Kīlauea's episode 51 finally calls it quits...

Kīlauea's episode 51 finally calls it quits

(Public domain.)

After being in continuous eruption since Sunday, June 21, the episode 51 vents adjacent to Pu`u `O`o on the East Rift Zone of Kīlauea Volcano finally shut off in the morning on Thursday. Until this extended eruptive period, episode 51 has been characterized by intermittent activity since it began on March 7.

A low lava shield, surmounted by a perched lava pond, has formed just uprift from Pu`u `O`o and is centered on the eruptive vents active during episodes 50 and 51. Earlier flows from the episode 51 vents had been confined to the flanks of this new shield until the past two weeks, when pahoehoe flows advanced to the south beyond the older flows produced during the Pu`u `O`o high-fountain episodes and during episodes 50 and 51. By the time the eruption shut off on Thursday morning, the flows had extended more than three miles from the vents to about the 1,100-foot elevation. The flows began cascading over the steep pali on Monday morning and are located about halfway between the two westernmost `a`a flows erupted from Pu`u `O`o. Last week we predicted that the flows would reach the pali over the weekend, but they did not advance that far until Monday morning.

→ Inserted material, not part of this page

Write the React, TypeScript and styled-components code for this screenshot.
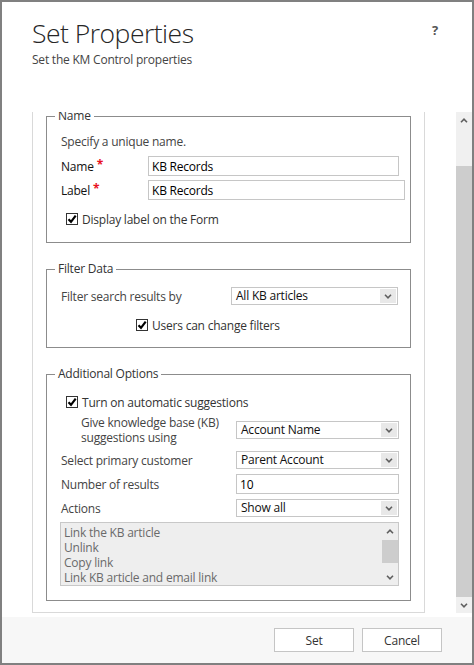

The flows that poured over the pali between Monday and Thursday were visible from the Chain of Craters Road near Kamoamoa in Hawai`i Volcanoes National Park. No homes or other structures were threatened by this flow, although several important archaeological sites escaped inundation by lava only because the eruption shut off before they were covered.

The lava lake inside Pu`u `O`o remains active at a depth of greater than 230 feet below the rim of the cone. This lava lake produces glow at night and a nearby plume of fume that can be seen from Highway 11, or from the lookout atop Pu`u Huluhulu on the Napau Trail in Hawai`i Volcanoes National Park.

The present pause in activity does not indicate that the eruption, as a whole, is over. We expect that the pond inside Pu`u `O`o will rise over the next few days or weeks, and that the eruption will resume at the same location. It is unclear how much of the lava tube that developed during the just-ended eruptive interval can be reoccupied by lava when the vent starts up again. If lava reoccupies the tube, it will reach the pali much faster than it did the previous time, and archaeological sites and eventually the coastal zone near Kamoamoa could again be threatened. If the tubes are blocked, as they commonly are after brief pauses during eruptions, a new tube system will have to develop and will slow the advance of flows.